Ok so some background on me - 24, never had a girlfriend and never gone past a second date. I've asked a girl out once before - about a year and a half ago - and it still bothers me but its gotten better. Very low self esteem and confidence as well even though I'm happy with my appearance and happy with my personality when the social anxiety doesn't get in the way.
So there's this girl at work; I don't talk to her much because she is usually out doing field research. We are both pretty shy, but I'm even more shy (I have social anxiety disorder) - she's usually the one to start any conversations, say hi, that kind of stuff. I've tossed around the idea of asking her out for something for the past month or so now, and today its just driven me crazy all day - it was all I could think about. I guess that's because today she was at work for longer than usual and I had a chance to talk to her a bit more. She came up to the front desk to talk since we hadn't spoken in a few weeks and that was really my chance and I blew it. every time we talk I ask her what her plans are for the weekend she always tells me nothing really. So I've had my chances but I always bail and f*** things up...
My gut is telling me she is probably somewhat interested - but for whatever reason I just can't do it. there's always people around, its never just me and her. I'm not sure if she has a boyfriend as I Haven't spoken to her nearly enough - she hasn't gone home once this summer so I'm kind of thinking maybe she doesn't?. I'm absolutely terrified of asking a woman out who already has a boyfriend - its a huge fear of mine. Our last day at the job is Thursday but I'm away until Wednesday so I pretty much have 2 days (assuming I even see her). She also is going back home about 3 hours away so now I'm thinking what exactly is the point now? What am I trying to accomplish with all this?I don't know what do do at all, don't know how to ask, when, to do what - I don't really have a clue what I'm doing; I'm just worried that by next Friday I will have f***ed up yet another opportunity
Most Helpful Guy
What is the point now? To establish a connection, maybe? To have shown your true feelings so she doesn't think it was just nothing, and you really did like her?
And you have already said what you want to accomplish here, you wanted help with your A.D., and, more closely, you wanted to ask her out and show her you liked her. I can sympathize with your shyness, but you need find courage, to give yourself courage. Don't build on thoughts of fear of NOT doing it, build on thoughts of success and fulfillment of DOing it. It may be scary, hell, it can be worse than anything, but sometimes we need to risk that much for the reward it brings. We take that chance, knowing we may fall, but we remember the prize, and it give us courage, the courage to move, to take that leap into the social darkness, to ask and see, despite the fear.
A wise person once said "Courage is not the absence of fear, but action in spite of it". So it's okay to be afraid, but courage to win though it.
And I will now go through the obligatory "What's the worst that could happen" not knowing what things are truly like from your point of view.

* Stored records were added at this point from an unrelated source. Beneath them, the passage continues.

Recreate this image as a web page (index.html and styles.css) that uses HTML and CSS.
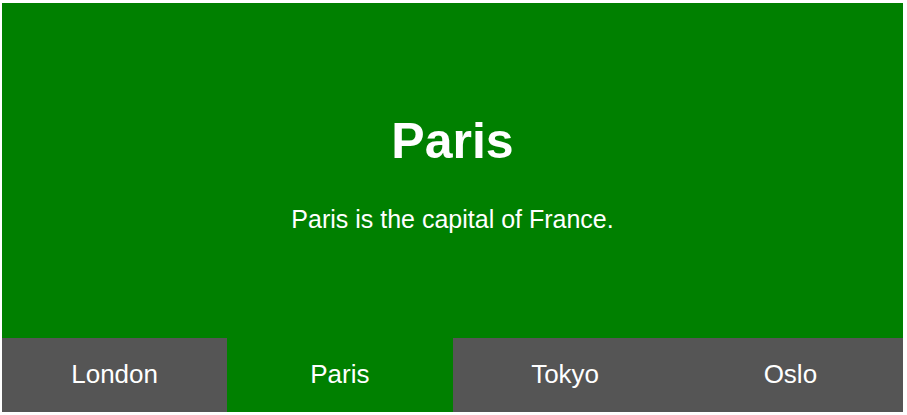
FILE: index.html
```html
<!DOCTYPE html>
<html>
<head>
<meta charset="utf-8">
<link rel="stylesheet" href="styles.css">
</head>
<body>
<div class="tabs">
  <div class="panel">
    <h1 class="title">Paris</h1>
    <p class="text">Paris is the capital of France.</p>
  </div>
  <div class="tabbar">
    <div class="tab">London</div>
    <div class="tab active">Paris</div>
    <div class="tab">Tokyo</div>
    <div class="tab">Oslo</div>
  </div>
</div>
</body>
</html>
```
FILE: styles.css
```css
html, body {
  margin: 0;
  padding: 0;
  background: #fff;
}
body {
  font-family: "Liberation Sans", Arial, sans-serif;
  color: #fff;
}
.tabs {
  margin: 3px 4px 3px 2px;
  width: 901px;
  display: flex;
  flex-direction: column;
}
.panel {
  height: 335px;
  background: #008000;
  box-sizing: border-box;
  padding-top: 113px;
  display: flex;
  flex-direction: column;
  align-items: center;
}
.title {
  margin: 0;
  font-size: 50px;
  line-height: 1;
  font-weight: bold;
}
.text {
  margin: 41px 0 0;
  font-size: 25px;
  line-height: 1;
}
.tabbar {
  display: grid;
  grid-template-columns: repeat(4, 1fr);
  height: 74px;
  background: #555;
}
.tab {
  display: flex;
  align-items: center;
  justify-content: center;
  font-size: 26px;
  padding-bottom: 2px;
}
.tab.active {
  background: #008000;
}
```
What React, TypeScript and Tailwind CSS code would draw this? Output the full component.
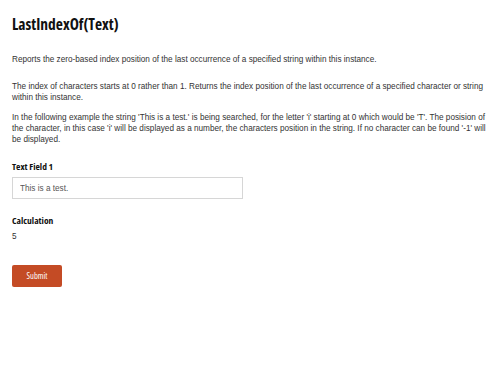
import React from "react";

const condensed = {
  fontFamily: '"Open Sans", sans-serif',
  fontStretch: "condensed",
};

export default function App() {
  return (
    <div className="min-h-[375px] w-[500px] bg-white px-3 pt-[14px] text-[#333] font-['Liberation_Sans',Arial,sans-serif]">
      <h1 style={condensed} className="text-[15.5px] font-bold leading-[20px] text-[#111]">
        LastIndexOf(Text)
      </h1>

      <p className="mt-[20px] text-[8.2px] leading-[11px]">
        Reports the zero-based index position of the last occurrence of a specified string within this instance.
      </p>
      <p className="mt-[16px] text-[8.2px] leading-[11px]">
        The index of characters starts at 0 rather than 1. Returns the index position of the last occurrence of a specified character or string within this instance.
      </p>
      <p className="mt-[9px] text-[8.2px] leading-[11px]">
        In the following example the string 'This is a test.' is being searched, for the letter 'i' starting at 0 which would be 'T'. The posision of the character, in this case 'i' will be displayed as a number, the characters position in the string. If no character can be found '-1' will be displayed.
      </p>

      <div className="mt-[16px]">
        <label style={condensed} className="block text-[9.5px] font-bold leading-[12px] text-[#111]">
          Text Field 1
        </label>
        <input
          defaultValue="This is a test."
          className="mt-[4px] h-[22px] w-[231px] border border-[#d6d6d6] px-[7px] text-[8.2px] text-[#555] outline-none"
        />
      </div>

      <div className="mt-[16px]">
        <div style={condensed} className="text-[9.5px] font-bold leading-[12px] text-[#111]">
          Calculation
        </div>
        <div className="mt-[4px] text-[8.2px] leading-[11px]">5</div>
      </div>

      <button
        style={condensed}
        className="mt-[23px] h-[22px] w-[50px] rounded-[2px] bg-[#c44b25] text-[8.5px] text-white"
      >
        Submit
      </button>
    </div>
  );
}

She says no. For whatever reason, that's not entirely important. But you know what's worse? Everyone will know. Everyone will know that you asked her out, and she turned you down.
Or, wait... maybe it'll just be you and her. And she doesn't sound like a mean b*tch, (neither do you, btw)so maybe you won't be a laughingstock. Maybe, it'll just suck. And yeah it sucks, but you know what? She is not the only female you are ever going to be attracted to. But if you ask, no matter what she says, I think that's a victory, and huge victory. It mean's you're taking control of what you want to happen in your life. Even if she says no, sorry... you still made that step, and then it'll be all the easier to make that step with the girl who WILL say yes. Because trust me, there will be a woman, I don't know when, but there will be; Who will love you more deeply than you can conceive of right now.
So have courage, in the face of your inner fear. If she's shy, she'll likely have noticed that you're shy too, so I'd bet she could sympathize with your predicament. You see her, you can say hey, if there's something to talk about, talk then ask, if not, just ask. Straight out. It's not a shameful thing to ask. Far from it. Everyone knows what it's like to ask someone out (well, most... you know what I mean), so it's not some freaky thing that only you do. Be straight, be cordial, and just ask "Hey, could we like... meet before you go?" or something like that. You just ask for what you would like to happen.
Courage brother, and inner strength. The fear may be great, but it comes from within you, so with you must have courage to match it. Find that courage.